British imperialism in the south during the Constitutional Revolution and World War I enabled important provincial actors to position themselves as defenders of the nation against foreign imperialists and domestic traitors, even as they pursued their own ambitions. Local Persian historians praised these men as heroic constitutionalists and anti-imperialists.22 Before the 1920s, a decentralized Iranian state allowed for a decentralized Iranian nationalism that was appropriated by Tabrizi revolutionaries, Azerbaijani and Fars Democrats, Gilani Jangalis, Bakhtiyari and Qashqa’i ilkhanis (leaders of tribal confederacies appointed by the shah), and ulama, merchants and petty headmen on the Bushihr–Shiraz road. While this nationalism was not a mass movement, regional leaders appreciated its growing political significance and deployed it to build alliances in the provinces and Tehran. 

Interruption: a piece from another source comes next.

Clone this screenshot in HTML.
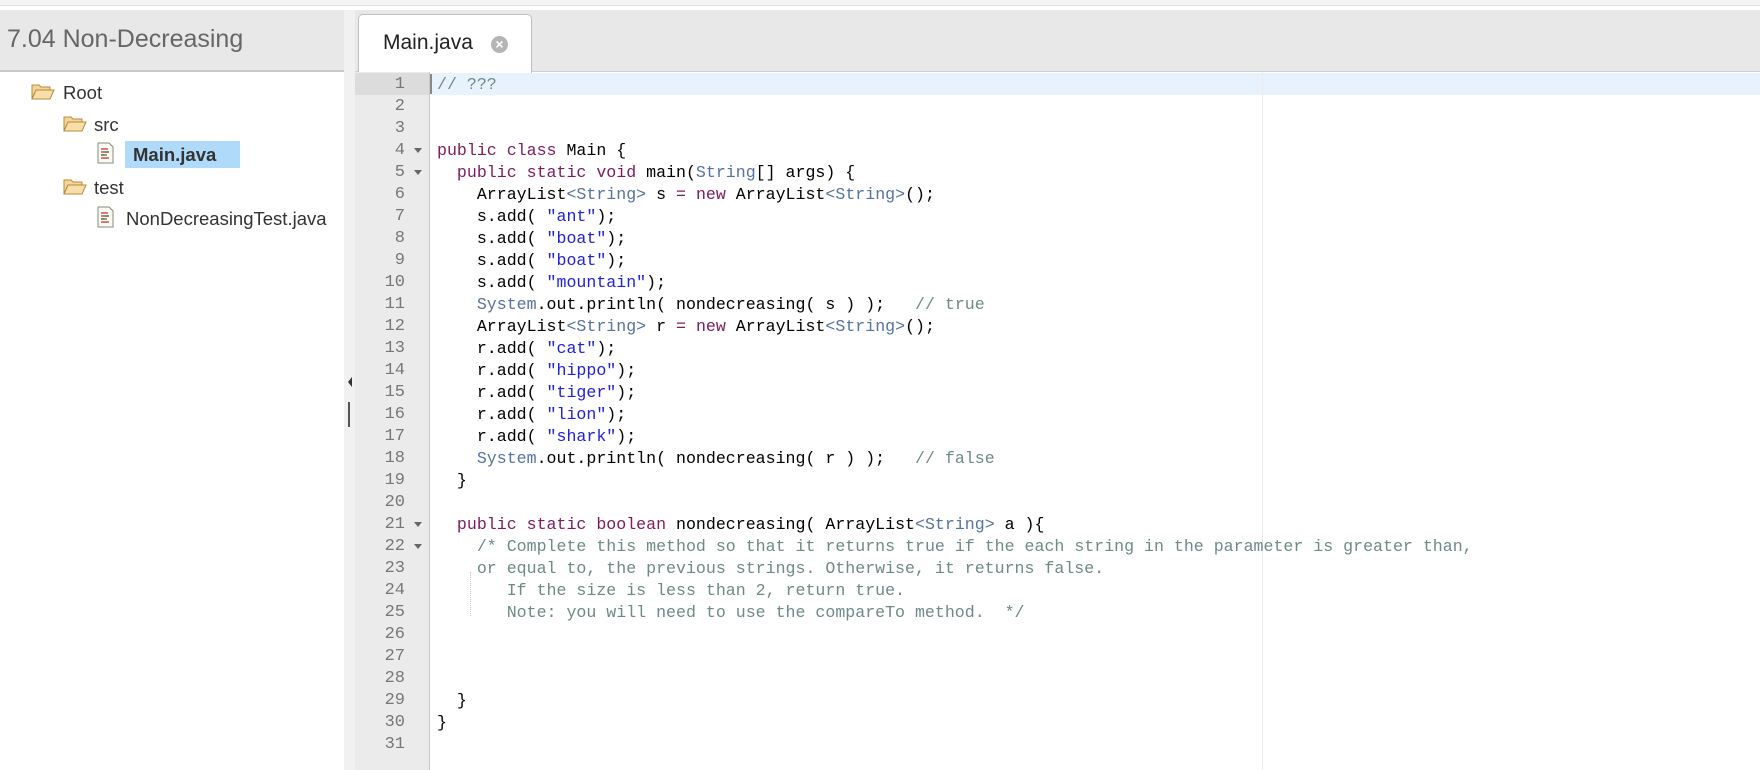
<!DOCTYPE html>
<html><head><meta charset="utf-8"><style>
body{margin:0;width:1760px;height:770px;overflow:hidden;background:#fff;font-family:"Liberation Sans",sans-serif;position:relative}
.abs{position:absolute}
#topline{left:0;top:0;width:1760px;height:5px;background:#f4f4f4;border-bottom:1px solid #e2e2e2}
#side{left:0;top:10px;width:344px;height:760px;background:#fff}
#stitle{left:0;top:10px;width:344px;height:62px;background:#e8e8e8;border-bottom:2px solid #c8c8c8;box-sizing:border-box}
#stitle span{position:absolute;left:7px;top:15px;font-size:25px;color:#666}
#split{left:344px;top:10px;width:11px;height:760px;background:#f1f1f1}
#ebar{left:355px;top:10px;width:1405px;height:62px;background:#e8e8e8;border-bottom:1px solid #d0d0d0;box-sizing:border-box}
#tab{left:358px;top:14px;width:174px;height:59px;background:#fff;border:1px solid #c0c0c0;border-bottom:none;border-radius:5px 5px 0 0;box-sizing:border-box}
#tab span{position:absolute;left:24px;top:16px;font-size:21px;color:#222}
#tab i{position:absolute;left:132px;top:21px;width:17px;height:17px;border-radius:50%;background:#b5b5b5;color:#fff;font-style:normal;font-size:14px;line-height:17px;text-align:center;font-weight:bold}
#gut{left:355px;top:72px;width:74px;height:698px;background:#ebebeb;border-right:1px solid #c9c9c9}
#act{left:355px;top:73px;width:74px;height:22px;background:#dcdcdc}
#hl{left:430px;top:73px;width:1330px;height:22px;background:#e8f2fd}
#margin{left:1262px;top:72px;width:1px;height:698px;background:#ececec}
.ln{position:absolute;left:355px;width:50px;text-align:right;font-family:"Liberation Mono",monospace;font-size:17px;color:#777;height:22px;line-height:23px}
.fold{position:absolute;left:414px;width:0;height:0;border-left:4px solid transparent;border-right:4px solid transparent;border-top:5px solid #666}
#code{left:437px;top:74px;font-family:"Liberation Mono",monospace;font-size:16.6px;line-height:22px;white-space:pre;color:#000}
.k{color:#7f1b5c}.t{color:#5672a0}.s{color:#2020e0}.c{color:#6e8a87}
.tree{position:absolute;font-size:18.5px;color:#333}
</style></head><body>
<div class="abs" id="topline"></div>
<div class="abs" id="side"></div>
<div class="abs" id="stitle"><span>7.04 Non-Decreasing</span></div>
<div class="abs" id="split"></div>
<div class="abs" style="left:348px;top:377px;width:0;height:0;border-top:5px solid transparent;border-bottom:5px solid transparent;border-right:4px solid #333"></div>
<div class="abs" style="left:348px;top:402px;width:2px;height:25px;background:#555"></div>
<div class="abs" id="ebar"></div>
<div class="abs" id="tab"><span>Main.java</span><i>×</i></div>

<svg class="abs" style="left:31px;top:82px" width="24" height="20" viewBox="0 0 24 20"><path d="M1 3h7l2 2h9v3H5L1 17z" fill="#f3d79a" stroke="#b9893a"/><path d="M1 17L5 8h18l-4 9z" fill="#f6dfa8" stroke="#b9893a"/></svg>
<div class="tree" style="left:63px;top:82px">Root</div>
<svg class="abs" style="left:63px;top:114px" width="24" height="20" viewBox="0 0 24 20"><path d="M1 3h7l2 2h9v3H5L1 17z" fill="#f3d79a" stroke="#b9893a"/><path d="M1 17L5 8h18l-4 9z" fill="#f6dfa8" stroke="#b9893a"/></svg>
<div class="tree" style="left:94px;top:114px">src</div>
<svg class="abs" style="left:97px;top:142px" width="17" height="22" viewBox="0 0 17 22"><path d="M1 1h11l4 4v16H1z" fill="#fbfbf5" stroke="#8a8a7a"/><path d="M4 7h7M4 10h8M4 13h6M4 16h8" stroke="#d0504a" stroke-width="1.5"/><path d="M8 10h4M4 13h3" stroke="#3a9a5a" stroke-width="1.5"/></svg>
<div class="abs" style="left:125px;top:141px;width:115px;height:27px;background:#b0dafa"></div>
<div class="tree" style="left:133px;top:144px;font-weight:bold;color:#333">Main.java</div>
<svg class="abs" style="left:63px;top:177px" width="24" height="20" viewBox="0 0 24 20"><path d="M1 3h7l2 2h9v3H5L1 17z" fill="#f3d79a" stroke="#b9893a"/><path d="M1 17L5 8h18l-4 9z" fill="#f6dfa8" stroke="#b9893a"/></svg>
<div class="tree" style="left:94px;top:177px">test</div>
<svg class="abs" style="left:97px;top:206px" width="17" height="22" viewBox="0 0 17 22"><path d="M1 1h11l4 4v16H1z" fill="#fbfbf5" stroke="#8a8a7a"/><path d="M4 7h7M4 10h8M4 13h6M4 16h8" stroke="#d0504a" stroke-width="1.5"/><path d="M8 10h4M4 13h3" stroke="#3a9a5a" stroke-width="1.5"/></svg>
<div class="tree" style="left:126px;top:208px">NonDecreasingTest.java</div>

<div class="abs" id="gut"></div>
<div class="abs" id="act"></div>
<div class="abs" id="hl"></div>
<div class="abs" id="margin"></div>
<div class="abs" style="left:430px;top:74px;width:2px;height:20px;background:#888"></div>
<div class="abs" style="left:470px;top:572px;width:0;height:44px;border-left:1px dotted #ccc"></div>

<div class="ln" style="top:73px">1</div><div class="ln" style="top:95px">2</div><div class="ln" style="top:117px">3</div><div class="ln" style="top:139px">4</div><div class="ln" style="top:161px">5</div><div class="ln" style="top:183px">6</div><div class="ln" style="top:205px">7</div><div class="ln" style="top:227px">8</div><div class="ln" style="top:249px">9</div><div class="ln" style="top:271px">10</div><div class="ln" style="top:293px">11</div><div class="ln" style="top:315px">12</div><div class="ln" style="top:337px">13</div><div class="ln" style="top:359px">14</div><div class="ln" style="top:381px">15</div><div class="ln" style="top:403px">16</div><div class="ln" style="top:425px">17</div><div class="ln" style="top:447px">18</div><div class="ln" style="top:469px">19</div><div class="ln" style="top:491px">20</div><div class="ln" style="top:513px">21</div><div class="ln" style="top:535px">22</div><div class="ln" style="top:557px">23</div><div class="ln" style="top:579px">24</div><div class="ln" style="top:601px">25</div><div class="ln" style="top:623px">26</div><div class="ln" style="top:645px">27</div><div class="ln" style="top:667px">28</div><div class="ln" style="top:689px">29</div><div class="ln" style="top:711px">30</div><div class="ln" style="top:733px">31</div>
<div class="fold" style="top:148px"></div><div class="fold" style="top:170px"></div><div class="fold" style="top:522px"></div><div class="fold" style="top:544px"></div>

<div class="abs" id="code"><span class="c">// ???</span>


<span class="k">public class</span> Main {
  <span class="k">public static void</span> main(<span class="t">String</span>[] args) {
    ArrayList<span class="t">&lt;String&gt;</span> s <span class="k">=</span> <span class="k">new</span> ArrayList<span class="t">&lt;String&gt;</span>();
    s.add( <span class="s">"ant"</span>);
    s.add( <span class="s">"boat"</span>);
    s.add( <span class="s">"boat"</span>);
    s.add( <span class="s">"mountain"</span>);
    <span class="t">System</span>.out.println( nondecreasing( s ) );   <span class="c">// true</span>
    ArrayList<span class="t">&lt;String&gt;</span> r <span class="k">=</span> <span class="k">new</span> ArrayList<span class="t">&lt;String&gt;</span>();
    r.add( <span class="s">"cat"</span>);
    r.add( <span class="s">"hippo"</span>);
    r.add( <span class="s">"tiger"</span>);
    r.add( <span class="s">"lion"</span>);
    r.add( <span class="s">"shark"</span>);
    <span class="t">System</span>.out.println( nondecreasing( r ) );   <span class="c">// false</span>
  }

  <span class="k">public static boolean</span> nondecreasing( ArrayList<span class="t">&lt;String&gt;</span> a ){
    <span class="c">/* Complete this method so that it returns true if the each string in the parameter is greater than,</span>
<span class="c">    or equal to, the previous strings. Otherwise, it returns false.</span>
<span class="c">       If the size is less than 2, return true.</span>
<span class="c">       Note: you will need to use the compareTo method.  */</span>



  }
}
</div>
</body></html>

With British rule a seemingly real possibility, early twentieth-century  nationalists were more immediately concerned with protecting Iran’s sovereignty within its existing frontiers than with promoting a homogeneous vision of a Persian national community bound together by ties of language, race or religion. Localism and nationalism united, for a fleeting moment, against the common threat of British imperialism, and Iranian nationalism was sufficiently capacious to include anyone who might defy the British in the name of the nation, Islam, his own material interests, or some combination thereof. The coalition of local and national, however, proved fragile and in the 1920s Riza Khan crushed the borderlands.23 










The ideological character of Pahlavi nationalism remains the focus of historical debate, with recent accounts alternatively stressing the emergence of an ancient pre-Islamic ‘authenticity’ in World War I, the ascendancy of a conservative, centralizing narrative emphasizing national continuities of ‘race, civilization, and religion’ under Riza Shah, or the celebration of ‘sacral monarchy’ as the mystical embodiment of the nation during his son’s rule.24 Whatever the case, Pahlavi state-builders cited British alliances with ambitious local elites and armed intervention in the late Qajar period as justification for their efforts to reduce regional autonomy, diminish ethno-linguistic diversity and construct a more homogeneous national community.25 Fears that Iran’s independence and territorial integrity were threatened by autonomous, potentially disloyal local elites was the reason many nationalists celebrated Pahlavi military campaigns in the periphery and promoted national unity at the expense of local differences. It was no coincidence that the Qajar political system, the power of local elites and Britain’s imperial network in southern Iran all fell together; their fates proved to be inextricably linked.